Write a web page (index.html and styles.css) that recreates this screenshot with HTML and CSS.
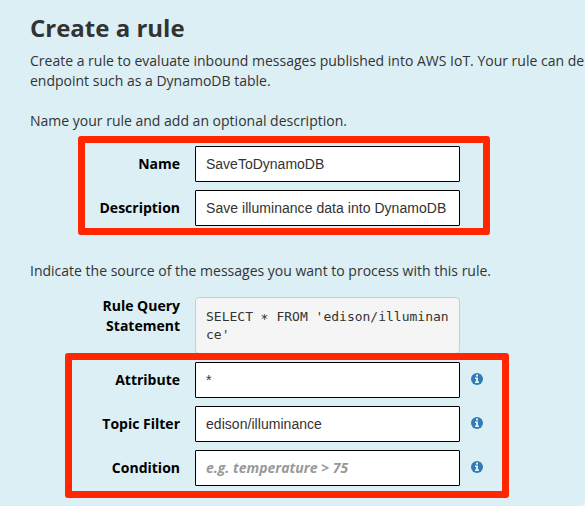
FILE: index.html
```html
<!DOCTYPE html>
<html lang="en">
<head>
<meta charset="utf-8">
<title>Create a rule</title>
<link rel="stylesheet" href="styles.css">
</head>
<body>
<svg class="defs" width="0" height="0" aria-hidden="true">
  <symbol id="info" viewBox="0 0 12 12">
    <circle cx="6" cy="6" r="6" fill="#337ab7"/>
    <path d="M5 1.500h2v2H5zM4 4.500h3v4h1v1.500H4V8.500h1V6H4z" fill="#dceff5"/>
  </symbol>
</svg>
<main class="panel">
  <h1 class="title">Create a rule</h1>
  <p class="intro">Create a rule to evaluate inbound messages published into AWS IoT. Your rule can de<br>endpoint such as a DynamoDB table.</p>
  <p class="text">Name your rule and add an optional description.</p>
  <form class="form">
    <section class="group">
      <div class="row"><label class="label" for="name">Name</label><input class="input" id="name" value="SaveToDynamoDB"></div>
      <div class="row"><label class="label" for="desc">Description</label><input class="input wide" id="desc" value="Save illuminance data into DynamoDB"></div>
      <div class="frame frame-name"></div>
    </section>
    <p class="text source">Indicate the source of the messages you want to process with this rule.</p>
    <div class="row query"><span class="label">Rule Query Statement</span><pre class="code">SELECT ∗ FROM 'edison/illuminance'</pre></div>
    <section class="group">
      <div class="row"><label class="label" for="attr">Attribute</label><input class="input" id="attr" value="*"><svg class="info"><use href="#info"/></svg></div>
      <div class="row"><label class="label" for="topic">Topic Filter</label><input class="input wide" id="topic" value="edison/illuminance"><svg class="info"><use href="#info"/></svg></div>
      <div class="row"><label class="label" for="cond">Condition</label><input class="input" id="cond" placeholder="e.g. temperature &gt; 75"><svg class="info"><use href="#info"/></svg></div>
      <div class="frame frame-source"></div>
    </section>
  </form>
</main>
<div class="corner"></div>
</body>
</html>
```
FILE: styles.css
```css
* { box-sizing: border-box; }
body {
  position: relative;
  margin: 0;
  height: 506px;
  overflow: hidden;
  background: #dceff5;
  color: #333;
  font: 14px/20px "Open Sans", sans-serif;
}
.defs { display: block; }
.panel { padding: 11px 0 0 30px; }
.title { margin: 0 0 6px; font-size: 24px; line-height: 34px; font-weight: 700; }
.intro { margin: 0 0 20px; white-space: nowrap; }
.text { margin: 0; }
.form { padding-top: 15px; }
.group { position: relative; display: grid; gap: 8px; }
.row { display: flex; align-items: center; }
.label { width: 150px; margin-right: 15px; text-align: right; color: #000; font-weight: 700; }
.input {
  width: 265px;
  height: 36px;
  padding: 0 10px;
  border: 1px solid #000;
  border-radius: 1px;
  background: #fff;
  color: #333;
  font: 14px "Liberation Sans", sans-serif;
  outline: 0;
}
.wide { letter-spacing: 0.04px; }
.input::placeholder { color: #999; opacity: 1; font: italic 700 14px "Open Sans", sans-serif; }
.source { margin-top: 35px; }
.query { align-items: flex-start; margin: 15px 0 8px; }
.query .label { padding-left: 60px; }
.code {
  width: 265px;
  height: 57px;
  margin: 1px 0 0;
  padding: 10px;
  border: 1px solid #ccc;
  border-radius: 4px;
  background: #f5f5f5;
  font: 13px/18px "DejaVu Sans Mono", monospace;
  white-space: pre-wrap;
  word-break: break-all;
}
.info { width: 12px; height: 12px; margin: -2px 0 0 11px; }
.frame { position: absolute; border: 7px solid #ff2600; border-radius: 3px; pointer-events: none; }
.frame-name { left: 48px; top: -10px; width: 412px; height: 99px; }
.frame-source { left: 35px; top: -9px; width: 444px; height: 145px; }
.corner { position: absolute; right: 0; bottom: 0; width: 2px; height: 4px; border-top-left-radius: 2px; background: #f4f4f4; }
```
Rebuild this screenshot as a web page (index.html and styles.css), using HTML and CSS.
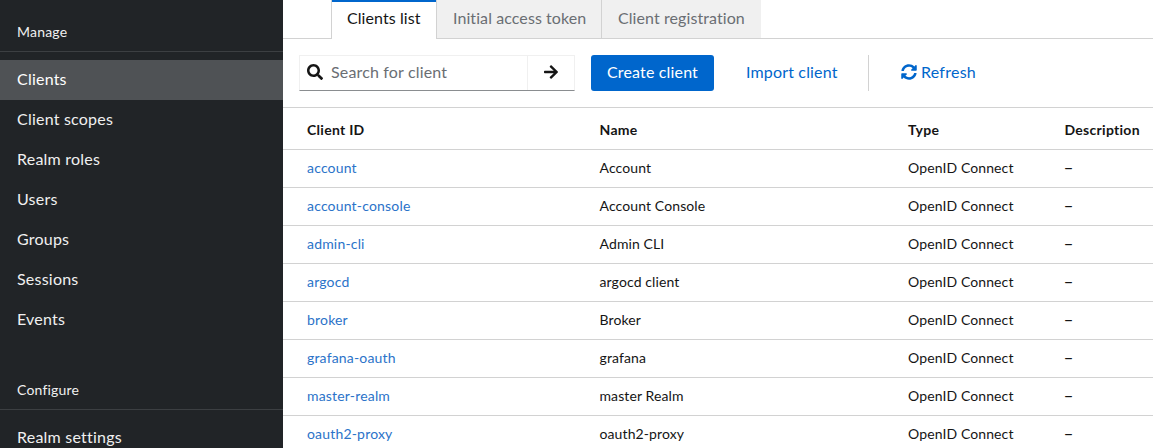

YOUR TASK:
Restate the data above word for word. Skip every picture.

COMPLETED EXERCISE:
Write a web page (index.html and styles.css) that recreates this screenshot with HTML and CSS.
FILE: index.html
```html
<!DOCTYPE html>
<html lang="en">
<head>
<meta charset="utf-8">
<title>Create a rule</title>
<link rel="stylesheet" href="styles.css">
</head>
<body>
<svg class="defs" width="0" height="0" aria-hidden="true">
  <symbol id="info" viewBox="0 0 12 12">
    <circle cx="6" cy="6" r="6" fill="#337ab7"/>
    <path d="M5 1.500h2v2H5zM4 4.500h3v4h1v1.500H4V8.500h1V6H4z" fill="#dceff5"/>
  </symbol>
</svg>
<main class="panel">
  <h1 class="title">Create a rule</h1>
  <p class="intro">Create a rule to evaluate inbound messages published into AWS IoT. Your rule can de<br>endpoint such as a DynamoDB table.</p>
  <p class="text">Name your rule and add an optional description.</p>
  <form class="form">
    <section class="group">
      <div class="row"><label class="label" for="name">Name</label><input class="input" id="name" value="SaveToDynamoDB"></div>
      <div class="row"><label class="label" for="desc">Description</label><input class="input wide" id="desc" value="Save illuminance data into DynamoDB"></div>
      <div class="frame frame-name"></div>
    </section>
    <p class="text source">Indicate the source of the messages you want to process with this rule.</p>
    <div class="row query"><span class="label">Rule Query Statement</span><pre class="code">SELECT ∗ FROM 'edison/illuminance'</pre></div>
    <section class="group">
      <div class="row"><label class="label" for="attr">Attribute</label><input class="input" id="attr" value="*"><svg class="info"><use href="#info"/></svg></div>
      <div class="row"><label class="label" for="topic">Topic Filter</label><input class="input wide" id="topic" value="edison/illuminance"><svg class="info"><use href="#info"/></svg></div>
      <div class="row"><label class="label" for="cond">Condition</label><input class="input" id="cond" placeholder="e.g. temperature &gt; 75"><svg class="info"><use href="#info"/></svg></div>
      <div class="frame frame-source"></div>
    </section>
  </form>
</main>
<div class="corner"></div>
</body>
</html>
```
FILE: styles.css
```css
* { box-sizing: border-box; }
body {
  position: relative;
  margin: 0;
  height: 506px;
  overflow: hidden;
  background: #dceff5;
  color: #333;
  font: 14px/20px "Open Sans", sans-serif;
}
.defs { display: block; }
.panel { padding: 11px 0 0 30px; }
.title { margin: 0 0 6px; font-size: 24px; line-height: 34px; font-weight: 700; }
.intro { margin: 0 0 20px; white-space: nowrap; }
.text { margin: 0; }
.form { padding-top: 15px; }
.group { position: relative; display: grid; gap: 8px; }
.row { display: flex; align-items: center; }
.label { width: 150px; margin-right: 15px; text-align: right; color: #000; font-weight: 700; }
.input {
  width: 265px;
  height: 36px;
  padding: 0 10px;
  border: 1px solid #000;
  border-radius: 1px;
  background: #fff;
  color: #333;
  font: 14px "Liberation Sans", sans-serif;
  outline: 0;
}
.wide { letter-spacing: 0.04px; }
.input::placeholder { color: #999; opacity: 1; font: italic 700 14px "Open Sans", sans-serif; }
.source { margin-top: 35px; }
.query { align-items: flex-start; margin: 15px 0 8px; }
.query .label { padding-left: 60px; }
.code {
  width: 265px;
  height: 57px;
  margin: 1px 0 0;
  padding: 10px;
  border: 1px solid #ccc;
  border-radius: 4px;
  background: #f5f5f5;
  font: 13px/18px "DejaVu Sans Mono", monospace;
  white-space: pre-wrap;
  word-break: break-all;
}
.info { width: 12px; height: 12px; margin: -2px 0 0 11px; }
.frame { position: absolute; border: 7px solid #ff2600; border-radius: 3px; pointer-events: none; }
.frame-name { left: 48px; top: -10px; width: 412px; height: 99px; }
.frame-source { left: 35px; top: -9px; width: 444px; height: 145px; }
.corner { position: absolute; right: 0; bottom: 0; width: 2px; height: 4px; border-top-left-radius: 2px; background: #f4f4f4; }
```
Rebuild this screenshot as a web page (index.html and styles.css), using HTML and CSS.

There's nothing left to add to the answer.